Morning Glory opened in the late 1990s, and has since become a neighborhood favorite and winner of numerous awards from the likes of Zagat and Philadelphia Magazine. The restaurant offers traditional breakfast and lunch favorites, using local ingredients, some of which come from Philadelphia institutions like the Reading Terminal and Italian Market. The restaurant also prides itself on making its ketchup and jam from scratch and brewing its own blend of dark coffee. The latter is excellent (it reminded us of La Columbe) and is served in tin camping mugs. You know I’m a sucker for cute presentation.

I considered two of the specials—Pumpkin Pancakes and Chocolate and Strawberry Stuffed French Toast—before deciding on the Neighborhood Frittata, with egg whites. The frittata was packed with a generous amount of fresh red peppers and spinach and finished with a layer or provolone cheese. It was accompanied by two sides—warm spiced apples and grits. The real star of the show was the enormous thick, golden brown, crumbly biscuit, which I enjoyed with a generous helping of butter and cranberry jam.
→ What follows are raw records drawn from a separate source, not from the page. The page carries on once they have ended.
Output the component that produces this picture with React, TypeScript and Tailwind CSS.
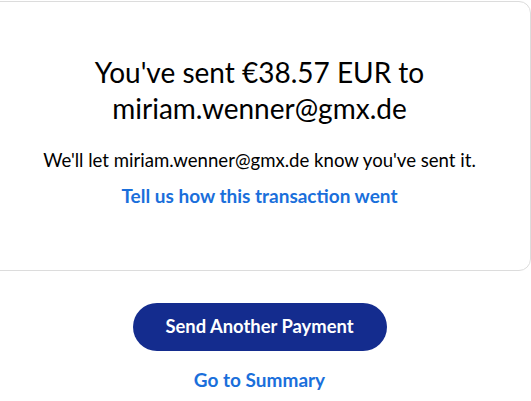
export default function App() {
  return (
    <div className="min-h-screen bg-white font-['Lato',sans-serif] text-black">
      <div className="-ml-[12px] w-[543px] pt-px">
        <section className="flex h-[270px] flex-col items-center rounded-xl border border-[#dcdcdc] bg-white pt-[52px] text-center">
          <h1 className="w-[360px] text-[28px] leading-[36px]">
            You've sent €38.57 EUR to miriam.wenner@gmx.de
          </h1>
          <p className="mt-[22px] text-[18.6px] leading-6">
            We'll let miriam.wenner@gmx.de know you've sent it.
          </p>
          <a href="#" className="mt-[12px] text-[19px] font-bold leading-6 text-[#1a6fdb]">
            Tell us how this transaction went
          </a>
        </section>
        <div className="flex flex-col items-center pt-[32px]">
          <button
            type="button"
            className="h-[48px] w-[254px] rounded-full bg-[#142c8e] text-[18.4px] font-bold text-white"
          >
            Send Another Payment
          </button>
          <a href="#" className="mt-[17px] text-[19px] font-bold leading-6 text-[#1a6fdb]">
            Go to Summary
          </a>
        </div>
      </div>
    </div>
  );
}
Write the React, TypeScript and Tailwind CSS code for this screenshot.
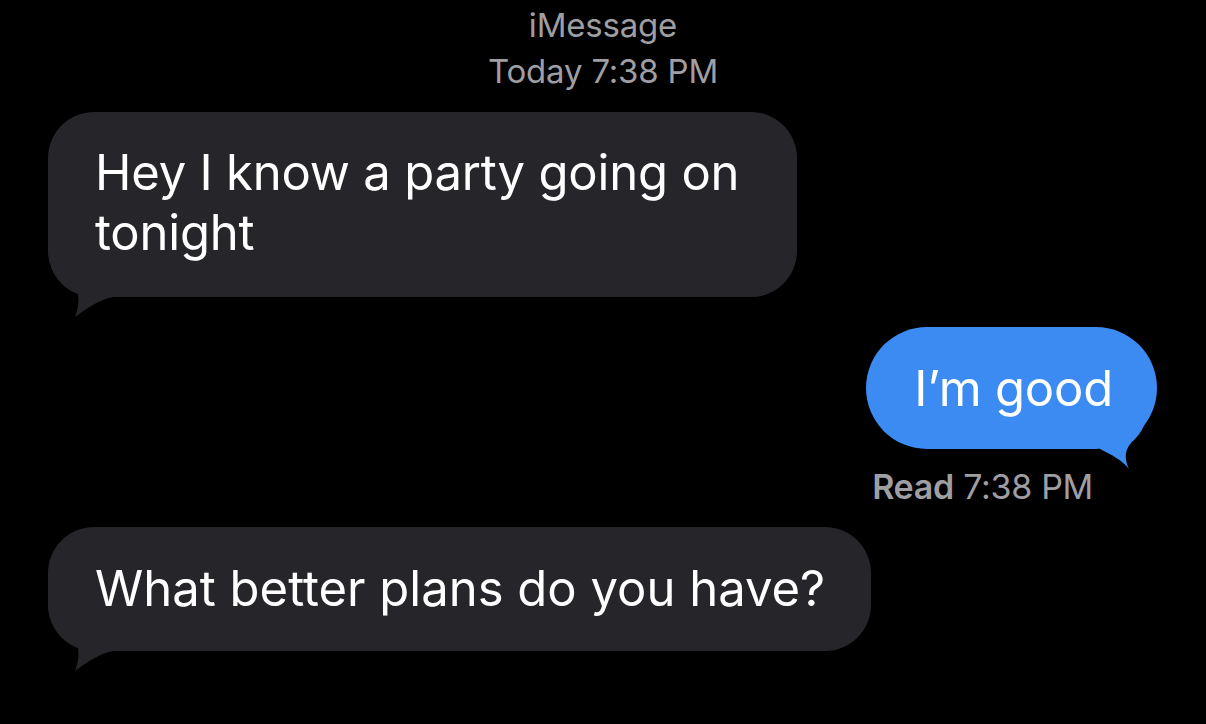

Chester had steak and eggs, one of his favorite breakfast dishes. The portion of grilled rib eye was pretty generous, but arrived well done instead of medium rare like he asked for (this always seems to happen to him). The side of bacon that he ordered, on the other hand, was cooked to crisp perfection. He tried some of the ketchup on his poached eggs, and compared it to sweetened tomato sauce. Doesn’t sound all that appetizing to me—I’ll take the processed stuff, thanks.

I would probably be willing to go back to Morning Glory, but I do think it’s a bit overrated. Yes, the food was decent and the portions were generous, but it was nowhere near as delicious or creative as what you find at other places in South Philly. Also, at $40 for the both of us, I felt that it was bit pricey for pretty standard breakfast fare (remember to bring cash if you go, because credit cards are not accepted). I would wait in line Sabrina’s or Green Eggs Café before Morning Glory any day.